Noviembre 2020
El encierro duró más de lo que todos esperaban, pero para él, había iniciado antes y perduraría mucho más tiempo. Se acostumbró a su espacio, su silencio, su falta de empatía y voces que lo devolvieran a lo que había sido. Su rutina era tan simple a la vista de todos, pero tan compleja en su mente, que por ello la mantuvo y la llevó más allá.
Al quedarse solo, optó por el silencio. El dispositivo móvil lo utilizaba para leer cosas irrelevantes y que al final, ni siquiera eran archivadas como recuerdos a largo plazo. Podía ver algo en la pantalla brillosa y a los dos meses, sorprenderse de igual forma con la misma información. La música ya no tenía sentido, había olvidado todo y no se interesaba por los sonidos nuevos. El silencio en casa permitía que escuchara sus pensamientos con atención, pero durante meses no existó alguno que lo hiciera reconsiderar todo.
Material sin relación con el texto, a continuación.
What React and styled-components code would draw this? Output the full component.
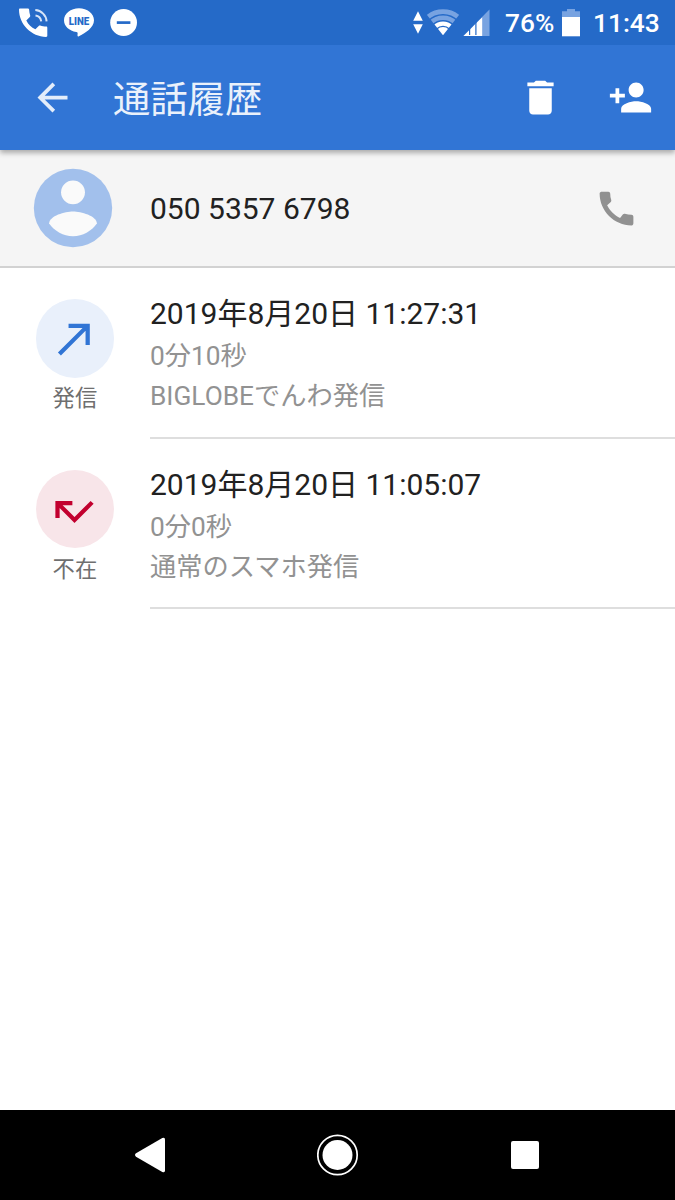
import React from "react";
import styled, { createGlobalStyle } from "styled-components";

const GlobalStyle = createGlobalStyle`
  * { box-sizing: border-box; }
  body {
    margin: 0;
    background: #fff;
    font-family: Roboto, "Noto Sans CJK JP", sans-serif;
  }
  svg { display: block; flex: none; }
`;

const Screen = styled.div`
  display: flex;
  flex-direction: column;
  width: 675px;
  height: 1200px;
  overflow: hidden;
  background: #fff;
`;

const StatusBar = styled.header`
  display: flex;
  justify-content: space-between;
  flex: none;
  height: 45px;
  padding: 0 15px 0 18px;
  background: #256ac8;
  color: #fff;
`;

const StatusGroup = styled.div`
  display: flex;
  align-items: center;
  gap: ${(p) => p.$gap}px;
`;

const StatusText = styled.span`
  width: ${(p) => p.$width}px;
  margin-left: ${(p) => p.$before}px;
  font-size: 26.3px;
  font-weight: 500;
  line-height: 45px;
  padding-top: 2px;
  white-space: nowrap;
`;

const AppBar = styled.nav`
  position: relative;
  display: flex;
  align-items: center;
  flex: none;
  height: 105px;
  padding-left: 30px;
  background: #3175d5;
  box-shadow: 0 3px 5px rgba(0, 0, 0, 0.3);
  clip-path: inset(0 0 -12px 0);
  color: #fff;
  z-index: 1;
`;

const IconButton = styled.button`
  display: flex;
  align-items: center;
  justify-content: center;
  width: ${(p) => p.$width || 90}px;
  height: 90px;
  padding: 0;
  border: 0;
  background: none;
  color: ${(p) => p.$color || "#fff"};
`;

const Title = styled.h1`
  flex: 1;
  margin: 0 0 0 38px;
  padding-top: 4px;
  font-size: 37.3px;
  font-weight: 400;
  line-height: 56px;
  color: #eaf1fb;
`;

const Contact = styled.section`
  display: flex;
  align-items: center;
  flex: none;
  height: 118px;
  padding: 0 36px 0 26px;
  border-bottom: 2px solid #d2d2d2;
  background: #f5f5f5;
`;

const PhoneNumber = styled.div`
  flex: 1;
  margin-left: 30px;
  padding-top: 2px;
  font-size: 30px;
  line-height: 40px;
  color: #212121;
`;

const CallList = styled.main`
  flex: 1;
`;

const CallRow = styled.article`
  display: flex;
  height: 170.6px;
  padding-left: 35.6px;
`;

const CallKind = styled.div`
  display: flex;
  flex-direction: column;
  align-items: center;
  width: 78.6px;
  padding-top: 31.3px;
`;

const KindBadge = styled.div`
  display: flex;
  align-items: center;
  justify-content: center;
  width: 78.6px;
  height: 78.6px;
  border-radius: 50%;
  background: ${(p) => (p.$missed ? "#f8e5e9" : "#e9f0fb")};
  color: ${(p) => (p.$missed ? "#c2002f" : "#3175d5")};
  padding-top: ${(p) => (p.$missed ? 4 : 0)}px;
`;

const KindLabel = styled.div`
  margin-top: 3.5px;
  font-size: 22.3px;
  line-height: 34px;
  color: #6f6f6f;
`;

const CallDetails = styled.div`
  flex: 1;
  margin-left: 35.8px;
  padding-top: 26px;
  border-bottom: 2px solid #dedede;
`;

const CallTime = styled.div`
  padding-bottom: 2px;
  font-size: 30px;
  line-height: 40px;
  color: #212121;
`;

const CallMeta = styled.div`
  font-size: 26.25px;
  line-height: 40px;
  color: #929292;
`;

const NavBar = styled.footer`
  display: flex;
  align-items: center;
  justify-content: center;
  gap: 97.5px;
  flex: none;
  height: 90px;
  background: #000;
`;

const Icon = ({ size = 45, children }) => (
  <svg width={size} height={size} viewBox="0 0 24 24" fill="currentColor">
    {children}
  </svg>
);

const HANDSET =
  "M20.01 15.38c-1.23 0-2.42-.2-3.53-.56-.35-.12-.74-.03-1.01.24l-1.57 1.97c-2.83-1.35-5.48-3.9-6.89-6.83l1.95-1.66c.27-.28.35-.67.24-1.02-.37-1.11-.56-2.3-.56-3.53 0-.54-.45-.99-.99-.99H4.19C3.65 3 3 3.24 3 3.99 3 13.28 10.73 21 20.01 21c.71 0 .99-.63.99-1.18v-3.45c0-.54-.45-.99-.99-.99z";

const VoiceCallIcon = () => (
  <svg width="31" height="45" viewBox="0 0 31 45" fill="#fff">
    <path d="M2 8.400h8c.6 0 1 .4 1.100 1 .2 2.200.5 4.200 1.100 6 .2.600 0 1.100-.4 1.500l-3.500 3.500c2.300 4.300 4.900 6.800 9.100 8.900l3.300-3.300c.5-.5 1-.6 1.600-.4 1.800.6 3.600.9 6 1 .6 0 1 .5 1 1.100v8c0 .7-.5 1.200-1.200 1.200C13.500 36.900 1 24.600 1 9.600c0-.7.400-1.200 1-1.200z" />
    <path d="M17.500 15.600a6.800 6.800 0 0 1 5.700 5.700M17.300 10.100a12 12 0 0 1 11.300 11.300" fill="none" stroke="#d6e4f8" strokeWidth="2" />
  </svg>
);

const LineIcon = () => (
  <svg width="30" height="45" viewBox="0 0 30 45">
    <path d="M15 8.200C6.800 8.200 0 13.600 0 20.200c0 5.900 5.200 10.700 12.300 11.700 1.500.3 1.400.8 1.300 2.100-.2 1.500-.2 2.900 1.300 2.200C21 33.100 30 27.800 30 20.200c0-6.600-6.800-12-15-12z" fill="#fff" />
    <text x="4.800" y="24.800" fontFamily="Roboto, sans-serif" fontWeight="900" fontSize="10.500" textLength="20.500" lengthAdjust="spacingAndGlyphs" fill="#256ac8">LINE</text>
  </svg>
);

const DoNotDisturbIcon = () => (
  <svg width="28" height="45" viewBox="0 0 28 45">
    <circle cx="14.600" cy="22.500" r="13.400" fill="#fff" />
    <path d="M7.800 22.600h13.600" stroke="#256ac8" strokeWidth="2.700" />
  </svg>
);

const TrafficIcon = () => (
  <svg width="10" height="45" viewBox="0 0 10 45" fill="#fff">
    <path d="M5 11.300 9.800 20.800H.2zM5 33.700.2 24.200h9.600z" />
  </svg>
);

const WifiIcon = () => (
  <svg width="32" height="45" viewBox="0 0 32 45">
    <defs>
      <clipPath id="wifiCone">
        <path d="M16 35.300-.8 14V5h33.600v9z" />
      </clipPath>
    </defs>
    <g clipPath="url(#wifiCone)" fill="none">
      <circle cx="16" cy="35.300" r="23.700" stroke="#78a3e1" strokeWidth="4.800" />
      <circle cx="16" cy="35.300" r="17.600" stroke="#78a3e1" strokeWidth="4.600" />
      <circle cx="16" cy="35.300" r="11.700" stroke="#fff" strokeWidth="4.200" />
      <circle cx="16" cy="35.300" r="8.200" fill="#fff" />
    </g>
  </svg>
);

const SignalIcon = () => (
  <svg width="27" height="45" viewBox="0 0 27 45">
    <path d="M19.300 16.800 26.500 9.500V36h-7.200z" fill="#78a3e1" />
    <path d="M.4 36 19.300 17V36z" fill="#fff" />
    <path d="M6.600 28v7M12.900 22v13" stroke="#256ac8" strokeWidth="1.200" />
  </svg>
);

const BatteryIcon = () => (
  <svg width="18" height="45" viewBox="0 0 18 45">
    <path d="M0 11.200h5V9h8v2.200h5v6H0z" fill="#78a3e1" />
    <path d="M0 17h18v19.300H0z" fill="#fff" />
  </svg>
);

const OutgoingIcon = () => (
  <Icon size={51}>
    <path d="M9.200 5v2h6.590L4.200 18.590 5.610 20 17.200 8.410V15h2V5z" />
  </Icon>
);

const MissedIcon = () => (
  <Icon size={51}>
    <path d="M19.590 7 12 14.590 6.410 9H11V7H3v8h2v-4.590l7 7 9-9z" />
  </Icon>
);

const CALLS = [
  { time: "2019年8月20日 11:27:31", duration: "0分10秒", via: "BIGLOBEでんわ発信", label: "発信", missed: false },
  { time: "2019年8月20日 11:05:07", duration: "0分0秒", via: "通常のスマホ発信", label: "不在", missed: true },
];

export default function App() {
  return (
    <Screen lang="ja">
      <GlobalStyle />
      <StatusBar>
        <StatusGroup $gap={15}>
          <VoiceCallIcon />
          <LineIcon />
          <DoNotDisturbIcon />
        </StatusGroup>
        <StatusGroup $gap={4}>
          <TrafficIcon />
          <WifiIcon />
          <SignalIcon />
          <StatusText $width={53} $before={11}>76%</StatusText>
          <BatteryIcon />
          <StatusText $width={67} $before={9}>11:43</StatusText>
        </StatusGroup>
      </StatusBar>
      <AppBar>
        <IconButton $width={45} $color="#e3edfa" aria-label="戻る">
          <Icon>
            <path d="M20 11H7.830l5.590-5.590L12 4l-8 8 8 8 1.410-1.410L7.830 13H20v-2z" />
          </Icon>
        </IconButton>
        <Title>通話履歴</Title>
        <IconButton aria-label="削除">
          <Icon>
            <path d="M6 19c0 1.100.9 2 2 2h8c1.100 0 2-.9 2-2V7H6v12zM19 4h-3.500l-1-1h-5l-1 1H5v2h14V4z" />
          </Icon>
        </IconButton>
        <IconButton aria-label="連絡先に追加">
          <Icon>
            <path d="M15 12c2.210 0 4-1.790 4-4s-1.790-4-4-4-4 1.790-4 4 1.790 4 4 4zm-9-2V7H4v3H1v2h3v3h2v-3h3v-2H6zm9 4c-2.670 0-8 1.340-8 4v2h16v-2c0-2.660-5.330-4-8-4z" />
          </Icon>
        </IconButton>
      </AppBar>
      <Contact>
        <svg width="94" height="94" viewBox="0 0 24 24">
          <circle cx="12" cy="12" r="10" fill="#a2c0ec" />
          <circle cx="12" cy="8" r="3.050" fill="#fafafa" />
          <path d="M12 19.200c-2.500 0-4.710-1.280-6.100-3.220.03-1.990 4.100-3.080 6.100-3.080s6.070 1.090 6.100 3.080c-1.390 1.940-3.600 3.220-6.100 3.220z" fill="#fafafa" />
        </svg>
        <PhoneNumber>050 5357 6798</PhoneNumber>
        <IconButton $width={45} $color="#919191" aria-label="発信">
          <Icon>
            <path d={HANDSET} />
          </Icon>
        </IconButton>
      </Contact>
      <CallList>
        {CALLS.map((call) => (
          <CallRow key={call.time}>
            <CallKind>
              <KindBadge $missed={call.missed}>
                {call.missed ? <MissedIcon /> : <OutgoingIcon />}
              </KindBadge>
              <KindLabel>{call.label}</KindLabel>
            </CallKind>
            <CallDetails>
              <CallTime>{call.time}</CallTime>
              <CallMeta>{call.duration}</CallMeta>
              <CallMeta>{call.via}</CallMeta>
            </CallDetails>
          </CallRow>
        ))}
      </CallList>
      <NavBar>
        <IconButton aria-label="戻る">
          <svg width="30" height="36" viewBox="0 0 30 36" fill="#fff">
            <path d="M1 16.300 27.300 1.100Q30 0 30 2.500v31q0 2.500-2.700 1.400L1 19.700Q-1 18 1 16.300z" />
          </svg>
        </IconButton>
        <IconButton aria-label="ホーム">
          <svg width="42" height="42" viewBox="0 0 42 42">
            <circle cx="20.500" cy="21" r="19.700" fill="none" stroke="#fff" strokeWidth="1.700" />
            <circle cx="20.500" cy="21" r="15" fill="#fff" />
          </svg>
        </IconButton>
        <IconButton aria-label="履歴">
          <svg width="28" height="28" viewBox="0 0 28 28">
            <rect width="28" height="28" rx="2" fill="#fff" />
          </svg>
        </IconButton>
      </NavBar>
    </Screen>
  );
}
El tiempo no tenía el mismo sentido para él. La presencia de sol o luna, eran una circunstancia que se podía ver sin abrir las cortinas que cubrían la ventana desde hace 8 meses. Ya se imaginan, el polvo acumulado, el mismo cordón que las mantenía abiertas, ya se había tornado color gris mugre. La casa se ventilaba en los primeros días por accidente, cada vez que se abría la puerta para recibir algo, era el momento de que entrara otro tipo de aire, menos enrarecido. Después, al aumentar los casos de enfermos en la zona, instaló una puerta donde entraban los paquetes y así, su humor no pudo mezclarse con nada más. Los desechos los acumulaba durante 15 días y el día de eliminación, abría una ventana, que había modificado para que toda la basura se deslizara por un canal que caía justo en los botes del señor que se ajustaba a los deseos del ermitaño.
Durante años acumuló muchas cosas. Aquello que se descomponía, no se iba a la basura sin antes almacenarlo por meses (por si en algún momento se requería retomar su uso) y después era descuartizado en partes mínimas que guardaba en botes de tornillos, alambres, resistencias, bocinas pequeñas y esqueletos de algo que había muerto. Sus libros los movía de estante o los acumulaba en una esquina de la mesa, si se distraía con algún papel que él mismo había escrito y conservaba como recuerdo de algo que ya no importaba.
Se conectaba a la red, leía correos de asuntos sin destino, veía pornografía ligera (costumbre arraigada desde adolescente y que sus conocidos alimentaban con frases vulgares y sueños inconclusos), daba “likes” a todas las publicaciones que se le atravesaban en el momento y leía fragmentos de historias que otros compartían como verdad. No intercambiaba letras con nadie, y de hacerlo sus palabras eran tan cortas como: amén, dios dirá o sigo bien.
Con la familia hablaba por teléfono muy de vez en cuando y sin que se siguiera una lógica en la conversación. Podía brincar de tema en tema y felicitar a su prima por adquirir como miembro filial a un nuevo perro. Si los otros hacían algo distinto a lo que el recordaba, lo escuchaba sin grabar esas palabras en la memoria. Parecía haberle puesto pausa al tiempo y así proteger su ser latiente.
La pandemia fue devastadora para la población, pero había que salir algún día y aquellos que se animaron, encontraron inmunidad, muerte rápida o ausencia de seres queridos. Surgió una nueva generación de aquellos que aguantaron la enfermedad, sanaron y siguieron viviendo. Él ya no se arriesgo a nada. No buscó la muerte, pero espero a que lo encontrara en casa, alguna tarde mientras estaba dormitando en algún sillón. Pero no, la muerte también no pudo entrar y lo ignoró por varios años más, acumulándose más cosas sobre la mesa, desgastando la ropa que siempre usaba y llenándolo de silencios que ni siquiera lo incomodaban.